-- WHAT YOU NEED TO DO --
Transcribe the material word for word, but without the images.

★ ★ ★ ★ ★

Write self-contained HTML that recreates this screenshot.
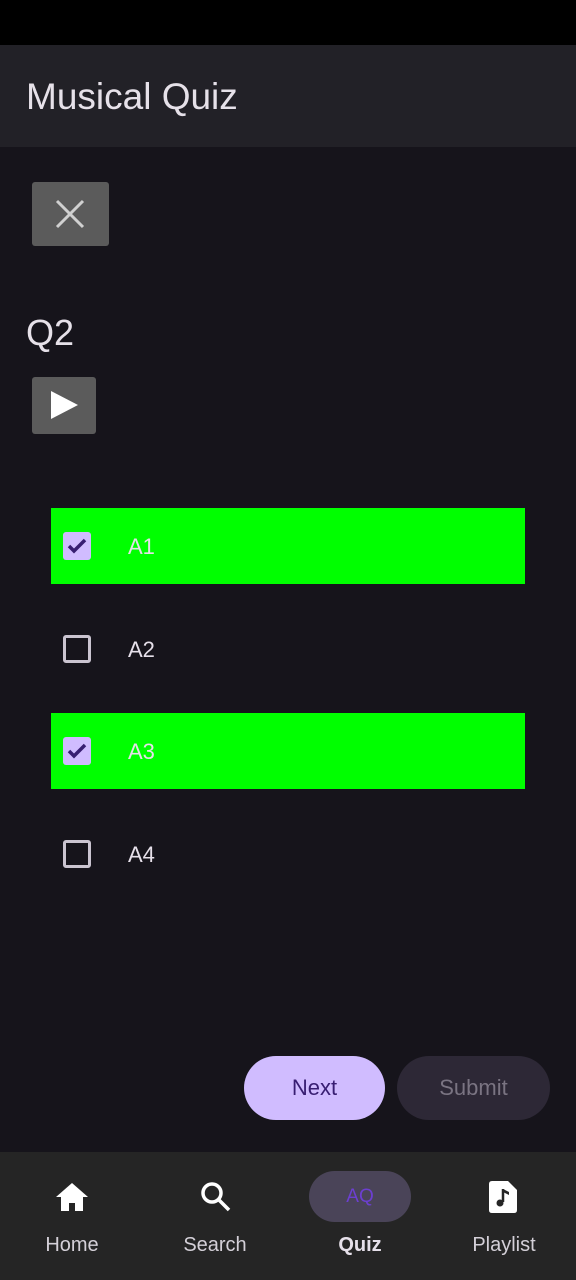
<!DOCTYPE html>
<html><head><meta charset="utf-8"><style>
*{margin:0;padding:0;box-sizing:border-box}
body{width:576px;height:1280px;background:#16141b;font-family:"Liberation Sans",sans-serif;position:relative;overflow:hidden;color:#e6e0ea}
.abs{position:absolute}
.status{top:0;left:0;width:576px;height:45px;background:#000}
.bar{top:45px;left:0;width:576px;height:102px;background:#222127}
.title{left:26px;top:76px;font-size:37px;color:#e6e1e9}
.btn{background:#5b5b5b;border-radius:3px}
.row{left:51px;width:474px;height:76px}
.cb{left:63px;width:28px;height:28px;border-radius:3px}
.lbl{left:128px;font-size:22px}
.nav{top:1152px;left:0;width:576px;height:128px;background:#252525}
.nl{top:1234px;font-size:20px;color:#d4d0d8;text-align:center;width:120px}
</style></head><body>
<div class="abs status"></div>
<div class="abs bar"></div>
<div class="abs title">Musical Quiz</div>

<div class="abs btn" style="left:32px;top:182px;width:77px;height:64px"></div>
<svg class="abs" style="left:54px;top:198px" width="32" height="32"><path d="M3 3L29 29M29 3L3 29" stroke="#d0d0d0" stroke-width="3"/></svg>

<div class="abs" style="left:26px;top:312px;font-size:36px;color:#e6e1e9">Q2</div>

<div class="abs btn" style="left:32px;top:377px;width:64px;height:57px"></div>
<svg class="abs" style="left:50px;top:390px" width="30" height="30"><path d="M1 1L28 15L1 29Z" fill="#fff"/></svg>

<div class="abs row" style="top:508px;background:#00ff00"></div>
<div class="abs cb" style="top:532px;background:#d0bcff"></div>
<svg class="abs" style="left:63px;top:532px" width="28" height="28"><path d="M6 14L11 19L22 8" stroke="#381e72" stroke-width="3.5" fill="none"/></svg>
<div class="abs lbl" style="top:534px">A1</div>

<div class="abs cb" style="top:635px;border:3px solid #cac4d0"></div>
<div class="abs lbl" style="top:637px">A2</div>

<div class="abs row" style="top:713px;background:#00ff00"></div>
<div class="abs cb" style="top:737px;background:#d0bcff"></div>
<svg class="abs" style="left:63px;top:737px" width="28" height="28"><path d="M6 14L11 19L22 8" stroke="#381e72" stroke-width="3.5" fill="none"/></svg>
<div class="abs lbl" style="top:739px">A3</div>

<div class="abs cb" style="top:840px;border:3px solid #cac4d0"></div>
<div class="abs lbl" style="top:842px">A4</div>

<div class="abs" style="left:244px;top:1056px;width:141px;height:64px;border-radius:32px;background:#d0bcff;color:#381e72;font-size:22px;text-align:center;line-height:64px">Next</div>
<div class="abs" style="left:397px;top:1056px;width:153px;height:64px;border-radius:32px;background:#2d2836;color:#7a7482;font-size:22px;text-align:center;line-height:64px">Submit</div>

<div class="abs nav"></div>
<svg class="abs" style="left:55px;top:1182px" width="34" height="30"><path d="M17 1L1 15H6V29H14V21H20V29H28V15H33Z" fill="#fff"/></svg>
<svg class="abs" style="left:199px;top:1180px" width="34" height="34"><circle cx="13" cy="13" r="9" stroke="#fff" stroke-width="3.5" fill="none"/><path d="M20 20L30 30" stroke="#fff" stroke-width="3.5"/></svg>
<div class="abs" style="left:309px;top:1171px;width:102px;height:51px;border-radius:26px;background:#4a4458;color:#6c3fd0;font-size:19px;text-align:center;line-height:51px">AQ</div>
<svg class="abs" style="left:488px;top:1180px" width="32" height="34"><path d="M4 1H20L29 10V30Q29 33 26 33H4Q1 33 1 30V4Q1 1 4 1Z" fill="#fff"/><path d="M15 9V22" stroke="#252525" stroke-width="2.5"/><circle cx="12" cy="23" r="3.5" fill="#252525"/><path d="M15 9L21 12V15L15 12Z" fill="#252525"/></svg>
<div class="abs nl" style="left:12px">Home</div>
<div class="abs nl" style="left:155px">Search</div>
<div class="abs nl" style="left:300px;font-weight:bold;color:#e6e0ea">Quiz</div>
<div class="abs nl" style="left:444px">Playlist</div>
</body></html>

★ ★ ★ ★ ★

-- TASK RESPONSE --
Write self-contained HTML that recreates this screenshot.
<!DOCTYPE html>
<html><head><meta charset="utf-8"><style>
*{margin:0;padding:0;box-sizing:border-box}
body{width:576px;height:1280px;background:#16141b;font-family:"Liberation Sans",sans-serif;position:relative;overflow:hidden;color:#e6e0ea}
.abs{position:absolute}
.status{top:0;left:0;width:576px;height:45px;background:#000}
.bar{top:45px;left:0;width:576px;height:102px;background:#222127}
.title{left:26px;top:76px;font-size:37px;color:#e6e1e9}
.btn{background:#5b5b5b;border-radius:3px}
.row{left:51px;width:474px;height:76px}
.cb{left:63px;width:28px;height:28px;border-radius:3px}
.lbl{left:128px;font-size:22px}
.nav{top:1152px;left:0;width:576px;height:128px;background:#252525}
.nl{top:1234px;font-size:20px;color:#d4d0d8;text-align:center;width:120px}
</style></head><body>
<div class="abs status"></div>
<div class="abs bar"></div>
<div class="abs title">Musical Quiz</div>

<div class="abs btn" style="left:32px;top:182px;width:77px;height:64px"></div>
<svg class="abs" style="left:54px;top:198px" width="32" height="32"><path d="M3 3L29 29M29 3L3 29" stroke="#d0d0d0" stroke-width="3"/></svg>

<div class="abs" style="left:26px;top:312px;font-size:36px;color:#e6e1e9">Q2</div>

<div class="abs btn" style="left:32px;top:377px;width:64px;height:57px"></div>
<svg class="abs" style="left:50px;top:390px" width="30" height="30"><path d="M1 1L28 15L1 29Z" fill="#fff"/></svg>

<div class="abs row" style="top:508px;background:#00ff00"></div>
<div class="abs cb" style="top:532px;background:#d0bcff"></div>
<svg class="abs" style="left:63px;top:532px" width="28" height="28"><path d="M6 14L11 19L22 8" stroke="#381e72" stroke-width="3.5" fill="none"/></svg>
<div class="abs lbl" style="top:534px">A1</div>

<div class="abs cb" style="top:635px;border:3px solid #cac4d0"></div>
<div class="abs lbl" style="top:637px">A2</div>

<div class="abs row" style="top:713px;background:#00ff00"></div>
<div class="abs cb" style="top:737px;background:#d0bcff"></div>
<svg class="abs" style="left:63px;top:737px" width="28" height="28"><path d="M6 14L11 19L22 8" stroke="#381e72" stroke-width="3.5" fill="none"/></svg>
<div class="abs lbl" style="top:739px">A3</div>

<div class="abs cb" style="top:840px;border:3px solid #cac4d0"></div>
<div class="abs lbl" style="top:842px">A4</div>

<div class="abs" style="left:244px;top:1056px;width:141px;height:64px;border-radius:32px;background:#d0bcff;color:#381e72;font-size:22px;text-align:center;line-height:64px">Next</div>
<div class="abs" style="left:397px;top:1056px;width:153px;height:64px;border-radius:32px;background:#2d2836;color:#7a7482;font-size:22px;text-align:center;line-height:64px">Submit</div>

<div class="abs nav"></div>
<svg class="abs" style="left:55px;top:1182px" width="34" height="30"><path d="M17 1L1 15H6V29H14V21H20V29H28V15H33Z" fill="#fff"/></svg>
<svg class="abs" style="left:199px;top:1180px" width="34" height="34"><circle cx="13" cy="13" r="9" stroke="#fff" stroke-width="3.5" fill="none"/><path d="M20 20L30 30" stroke="#fff" stroke-width="3.5"/></svg>
<div class="abs" style="left:309px;top:1171px;width:102px;height:51px;border-radius:26px;background:#4a4458;color:#6c3fd0;font-size:19px;text-align:center;line-height:51px">AQ</div>
<svg class="abs" style="left:488px;top:1180px" width="32" height="34"><path d="M4 1H20L29 10V30Q29 33 26 33H4Q1 33 1 30V4Q1 1 4 1Z" fill="#fff"/><path d="M15 9V22" stroke="#252525" stroke-width="2.5"/><circle cx="12" cy="23" r="3.5" fill="#252525"/><path d="M15 9L21 12V15L15 12Z" fill="#252525"/></svg>
<div class="abs nl" style="left:12px">Home</div>
<div class="abs nl" style="left:155px">Search</div>
<div class="abs nl" style="left:300px;font-weight:bold;color:#e6e0ea">Quiz</div>
<div class="abs nl" style="left:444px">Playlist</div>
</body></html>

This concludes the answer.